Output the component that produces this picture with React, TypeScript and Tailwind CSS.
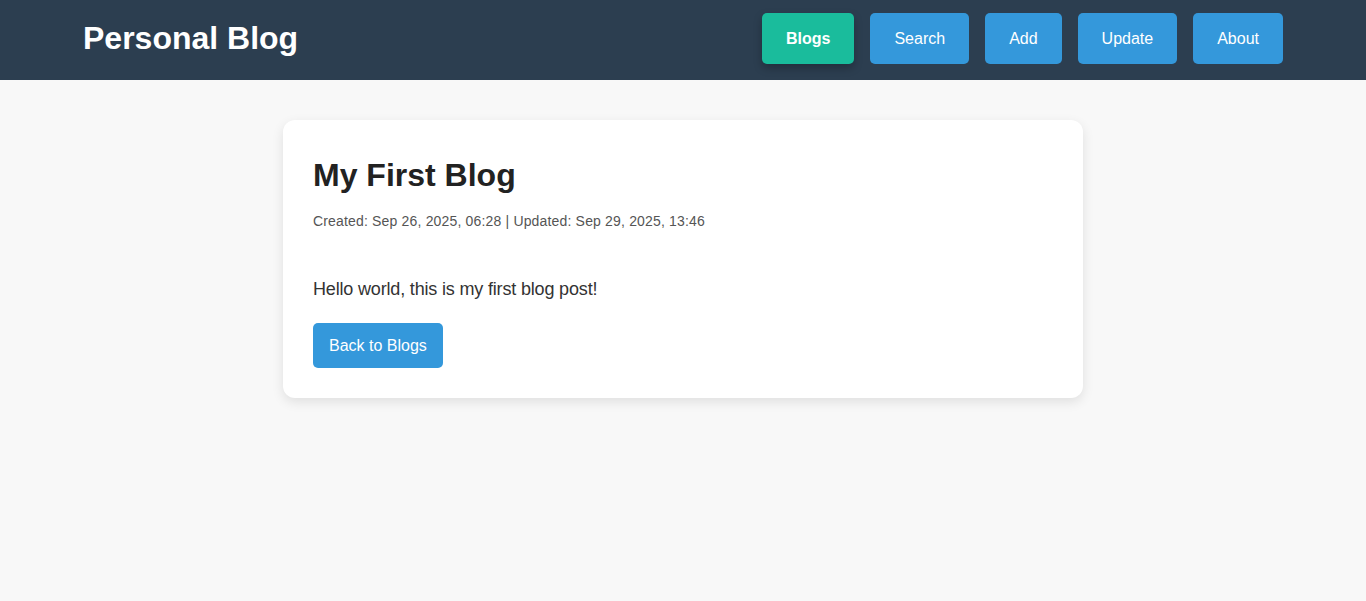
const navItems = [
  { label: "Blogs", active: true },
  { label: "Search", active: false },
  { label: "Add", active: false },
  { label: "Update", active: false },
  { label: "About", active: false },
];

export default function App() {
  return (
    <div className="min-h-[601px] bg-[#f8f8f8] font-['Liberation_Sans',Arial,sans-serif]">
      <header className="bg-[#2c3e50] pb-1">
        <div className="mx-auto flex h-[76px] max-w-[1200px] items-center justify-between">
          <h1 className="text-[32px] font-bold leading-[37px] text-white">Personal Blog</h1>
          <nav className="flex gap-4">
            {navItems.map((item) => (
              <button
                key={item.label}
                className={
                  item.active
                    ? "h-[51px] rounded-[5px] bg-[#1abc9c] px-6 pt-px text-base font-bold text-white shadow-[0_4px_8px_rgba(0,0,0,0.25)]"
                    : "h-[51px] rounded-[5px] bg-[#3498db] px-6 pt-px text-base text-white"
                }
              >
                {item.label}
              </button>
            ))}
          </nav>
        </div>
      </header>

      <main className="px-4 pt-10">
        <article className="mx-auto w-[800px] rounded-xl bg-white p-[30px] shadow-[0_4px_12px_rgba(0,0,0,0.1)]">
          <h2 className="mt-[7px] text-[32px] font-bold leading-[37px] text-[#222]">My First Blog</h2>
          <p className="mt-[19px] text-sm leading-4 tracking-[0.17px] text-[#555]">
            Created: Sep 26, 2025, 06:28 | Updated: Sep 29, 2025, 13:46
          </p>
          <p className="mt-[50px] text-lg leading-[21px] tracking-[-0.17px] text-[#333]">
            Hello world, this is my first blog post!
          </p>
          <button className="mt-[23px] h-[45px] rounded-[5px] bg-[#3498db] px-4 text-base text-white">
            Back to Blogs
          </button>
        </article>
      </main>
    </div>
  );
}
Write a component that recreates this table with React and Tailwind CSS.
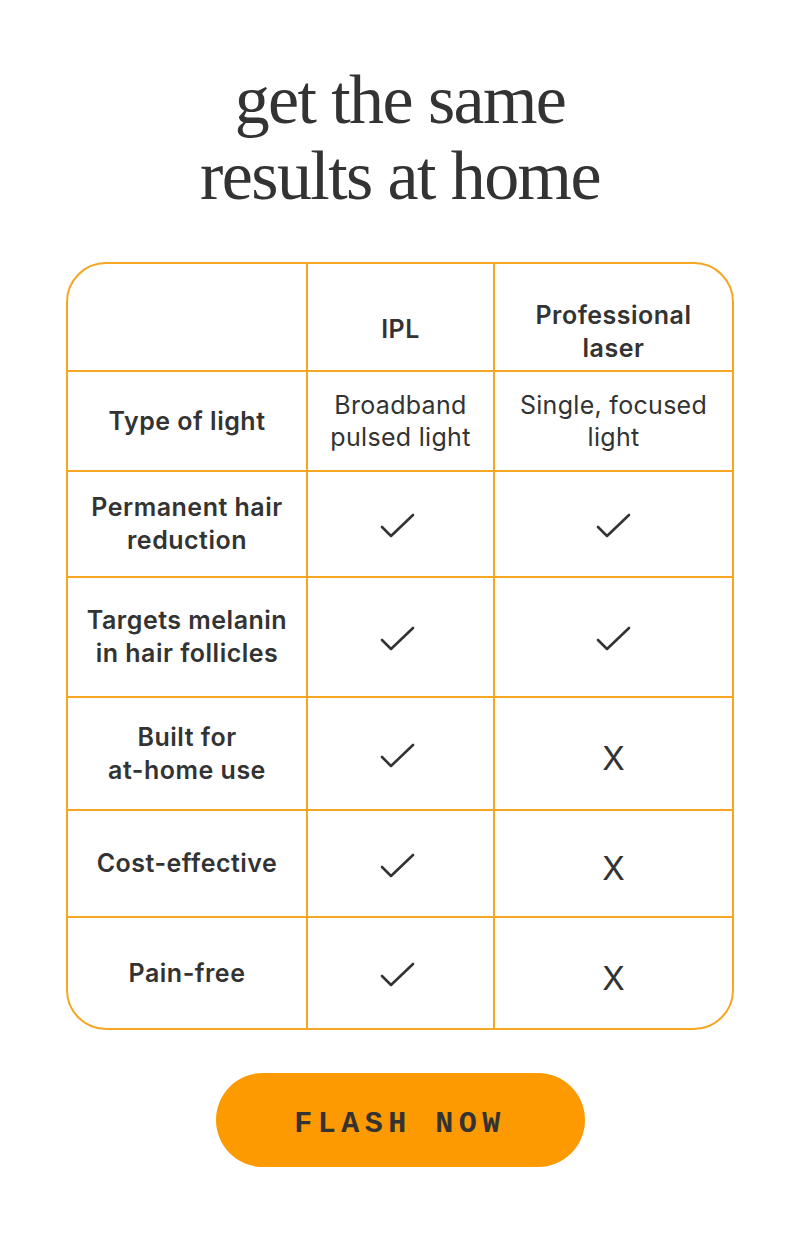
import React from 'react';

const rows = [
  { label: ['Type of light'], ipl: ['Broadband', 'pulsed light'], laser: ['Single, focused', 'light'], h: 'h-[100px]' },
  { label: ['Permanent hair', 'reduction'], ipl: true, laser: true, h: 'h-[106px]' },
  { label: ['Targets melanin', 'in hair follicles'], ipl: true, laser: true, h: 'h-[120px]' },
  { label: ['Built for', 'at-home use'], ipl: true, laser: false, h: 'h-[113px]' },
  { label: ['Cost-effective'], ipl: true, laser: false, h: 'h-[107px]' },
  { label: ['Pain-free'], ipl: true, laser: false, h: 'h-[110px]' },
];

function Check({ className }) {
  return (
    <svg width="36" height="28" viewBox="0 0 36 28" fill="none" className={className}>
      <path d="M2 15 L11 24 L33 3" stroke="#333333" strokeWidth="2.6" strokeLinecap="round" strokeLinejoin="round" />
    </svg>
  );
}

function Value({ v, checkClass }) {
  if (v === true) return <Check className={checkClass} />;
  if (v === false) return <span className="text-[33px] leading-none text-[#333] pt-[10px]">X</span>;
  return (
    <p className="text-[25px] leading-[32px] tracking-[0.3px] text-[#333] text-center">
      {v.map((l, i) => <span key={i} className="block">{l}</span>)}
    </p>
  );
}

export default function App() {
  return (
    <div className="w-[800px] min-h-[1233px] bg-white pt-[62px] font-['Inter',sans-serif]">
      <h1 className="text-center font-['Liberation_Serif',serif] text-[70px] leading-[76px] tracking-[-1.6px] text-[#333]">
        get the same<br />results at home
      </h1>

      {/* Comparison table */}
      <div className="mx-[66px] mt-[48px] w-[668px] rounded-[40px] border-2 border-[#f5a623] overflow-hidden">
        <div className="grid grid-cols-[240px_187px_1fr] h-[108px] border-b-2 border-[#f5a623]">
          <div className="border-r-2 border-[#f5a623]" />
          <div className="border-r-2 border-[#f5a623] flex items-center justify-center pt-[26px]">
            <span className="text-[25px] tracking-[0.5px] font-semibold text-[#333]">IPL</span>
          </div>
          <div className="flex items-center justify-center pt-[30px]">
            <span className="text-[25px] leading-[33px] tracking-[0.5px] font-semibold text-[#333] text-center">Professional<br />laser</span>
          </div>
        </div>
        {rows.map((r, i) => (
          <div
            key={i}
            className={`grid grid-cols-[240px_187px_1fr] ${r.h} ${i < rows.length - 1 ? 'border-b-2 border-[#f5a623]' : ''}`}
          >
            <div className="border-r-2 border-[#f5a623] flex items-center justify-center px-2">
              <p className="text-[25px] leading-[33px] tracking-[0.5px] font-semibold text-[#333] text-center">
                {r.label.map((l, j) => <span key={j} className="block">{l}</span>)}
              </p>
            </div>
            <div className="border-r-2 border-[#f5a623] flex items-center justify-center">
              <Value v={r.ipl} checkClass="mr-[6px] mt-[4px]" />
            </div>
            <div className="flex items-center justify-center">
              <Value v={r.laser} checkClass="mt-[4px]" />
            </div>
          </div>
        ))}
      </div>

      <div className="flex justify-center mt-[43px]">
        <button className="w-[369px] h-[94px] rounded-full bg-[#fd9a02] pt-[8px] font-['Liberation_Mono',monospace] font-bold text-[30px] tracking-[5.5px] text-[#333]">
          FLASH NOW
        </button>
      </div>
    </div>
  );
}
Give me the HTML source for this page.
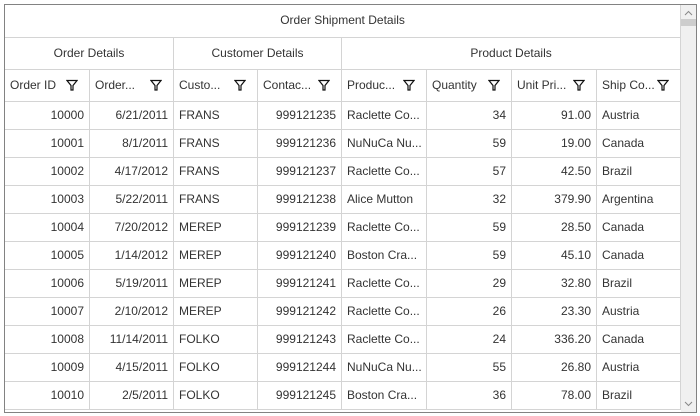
--
Instructions for the task — Pick each line holding the word "component" out of the data and copy it.

Response below —
Output the component that produces this picture with React, TypeScript and Tailwind CSS.
Write a component that recreates this table with React and Tailwind CSS.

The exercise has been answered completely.